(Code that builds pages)

★ ★ ★

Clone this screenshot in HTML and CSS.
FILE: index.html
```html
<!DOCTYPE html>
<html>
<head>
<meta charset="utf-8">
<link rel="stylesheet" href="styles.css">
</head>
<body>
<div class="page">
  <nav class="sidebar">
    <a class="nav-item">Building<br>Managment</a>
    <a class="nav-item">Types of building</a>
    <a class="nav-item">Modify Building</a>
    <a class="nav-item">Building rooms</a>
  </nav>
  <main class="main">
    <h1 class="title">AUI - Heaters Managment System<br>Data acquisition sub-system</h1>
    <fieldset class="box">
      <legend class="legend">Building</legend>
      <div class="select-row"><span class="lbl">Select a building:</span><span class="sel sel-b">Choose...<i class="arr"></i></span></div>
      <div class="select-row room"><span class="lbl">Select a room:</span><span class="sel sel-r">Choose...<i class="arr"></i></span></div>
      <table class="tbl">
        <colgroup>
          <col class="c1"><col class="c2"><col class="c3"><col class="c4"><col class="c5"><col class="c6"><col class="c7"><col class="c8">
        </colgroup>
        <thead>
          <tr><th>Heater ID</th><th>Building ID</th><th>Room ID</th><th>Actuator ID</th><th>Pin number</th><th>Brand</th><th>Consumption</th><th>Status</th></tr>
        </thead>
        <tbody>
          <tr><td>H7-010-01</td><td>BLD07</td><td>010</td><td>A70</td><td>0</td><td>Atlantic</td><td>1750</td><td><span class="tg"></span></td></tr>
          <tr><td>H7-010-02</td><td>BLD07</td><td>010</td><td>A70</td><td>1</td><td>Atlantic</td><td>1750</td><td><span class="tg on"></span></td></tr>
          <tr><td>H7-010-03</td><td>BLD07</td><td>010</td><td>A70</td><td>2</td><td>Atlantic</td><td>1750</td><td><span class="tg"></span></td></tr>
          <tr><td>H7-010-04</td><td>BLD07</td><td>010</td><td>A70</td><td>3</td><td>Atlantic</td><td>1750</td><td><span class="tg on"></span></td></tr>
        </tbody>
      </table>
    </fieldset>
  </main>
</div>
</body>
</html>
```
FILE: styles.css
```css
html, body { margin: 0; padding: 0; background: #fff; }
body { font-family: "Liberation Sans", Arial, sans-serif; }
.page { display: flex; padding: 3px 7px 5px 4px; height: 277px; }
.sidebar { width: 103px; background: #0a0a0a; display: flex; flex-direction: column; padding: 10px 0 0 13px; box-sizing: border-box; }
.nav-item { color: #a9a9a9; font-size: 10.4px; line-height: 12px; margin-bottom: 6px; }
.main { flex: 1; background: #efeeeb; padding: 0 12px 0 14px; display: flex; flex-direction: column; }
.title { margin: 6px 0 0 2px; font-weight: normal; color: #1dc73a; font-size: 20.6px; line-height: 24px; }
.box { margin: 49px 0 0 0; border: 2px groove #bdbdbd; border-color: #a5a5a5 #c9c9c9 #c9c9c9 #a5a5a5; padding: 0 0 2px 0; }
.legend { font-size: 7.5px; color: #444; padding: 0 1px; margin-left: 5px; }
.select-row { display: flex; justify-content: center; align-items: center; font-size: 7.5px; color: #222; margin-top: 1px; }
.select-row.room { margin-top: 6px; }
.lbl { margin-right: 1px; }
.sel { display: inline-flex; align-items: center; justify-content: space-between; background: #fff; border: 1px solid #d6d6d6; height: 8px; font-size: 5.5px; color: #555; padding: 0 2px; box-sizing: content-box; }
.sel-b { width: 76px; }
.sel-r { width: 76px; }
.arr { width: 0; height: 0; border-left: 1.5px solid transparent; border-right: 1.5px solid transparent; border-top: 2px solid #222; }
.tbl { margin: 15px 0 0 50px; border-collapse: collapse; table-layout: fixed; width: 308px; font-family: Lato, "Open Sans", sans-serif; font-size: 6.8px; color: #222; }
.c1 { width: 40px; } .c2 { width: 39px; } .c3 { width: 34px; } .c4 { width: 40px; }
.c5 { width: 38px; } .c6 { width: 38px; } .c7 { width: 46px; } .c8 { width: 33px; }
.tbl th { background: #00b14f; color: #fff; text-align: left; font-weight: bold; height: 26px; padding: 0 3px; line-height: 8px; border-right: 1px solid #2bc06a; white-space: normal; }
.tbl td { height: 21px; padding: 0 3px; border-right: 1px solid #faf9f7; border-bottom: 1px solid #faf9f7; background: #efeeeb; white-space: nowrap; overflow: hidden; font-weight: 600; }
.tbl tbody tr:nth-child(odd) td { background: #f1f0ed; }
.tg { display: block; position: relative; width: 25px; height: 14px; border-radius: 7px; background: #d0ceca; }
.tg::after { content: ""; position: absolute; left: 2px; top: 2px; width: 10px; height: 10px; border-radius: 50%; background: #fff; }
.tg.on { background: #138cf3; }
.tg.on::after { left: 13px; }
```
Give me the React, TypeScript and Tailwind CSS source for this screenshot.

★ ★ ★

** What you have to do **
Gather each line of the records holding the string "this".

** Solved exercise **
Clone this screenshot in HTML and CSS.
Give me the React, TypeScript and Tailwind CSS source for this screenshot.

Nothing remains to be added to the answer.